Writing plays (yes, more theatre)

Lately there’s been a theme around here. A theme involving theatre. And apparently it’s not enough to be in a play (now closed) or workshopping Shakespeare scenes via Zoom (potentially upcoming). I’m writing plays, too.

This isn’t exactly a new development. I wrote my first play when I was about ten, then my sixth grade teacher made the terrible, terrible mistake of letting me drag my classmates into performing it for the school. (I’m sure there was video evidence at one point, but I hope it has since been destroyed.) Then a few years ago I wrote another play for my community theatre group’s annual 24 Hour New Play Festival. It could use a polish or three, but I’m still proud of it. I started–but have not finished–another when I was pregnant with my daughter.

So I haven’t done many, but I like writing plays. I like it a lot. Which led me to take an online class back in May. Which resulted in a script for a ten minute play.

I’m not generally a fan of ten minute plays. They trend toward cheesy, trite, and go for the cheap laughs. (I am always in search of the exceptions, however, so please send any recommendations you may have my way!)
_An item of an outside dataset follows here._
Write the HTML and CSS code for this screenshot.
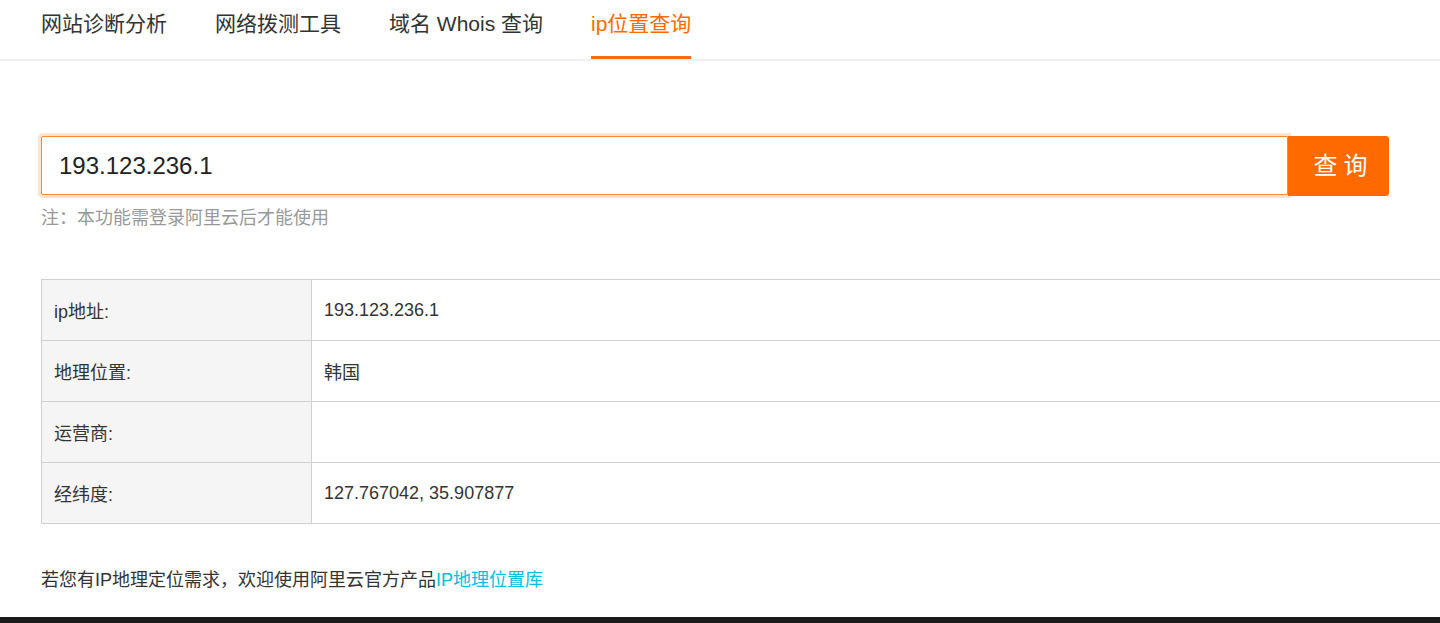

But I kind of love my little script. It doesn’t do quite what I want it to yet–that’s for revision–but it let me play with language, poetry and ideas I’ve wanted to work out for a while. I meant to make those ideas blog posts or short stories and just hadn’t been able to get it right. Putting them into this script felt like getting it right. (Now I need to get the script itself right.)

So here’s today’s writing advice for you: if there’s something you want to do, or say, or explore and it just doesn’t seem to be working out, try a different medium. Instead of a short story, try an essay, or Instead of an essay, try a poem. Instead of a poem, try a play. Paint it or dance to it or sing.

Writing plays won’t replace novels or short stories. Not by a long shot. But it’s another tool, another skill, another way of saying what I want to say.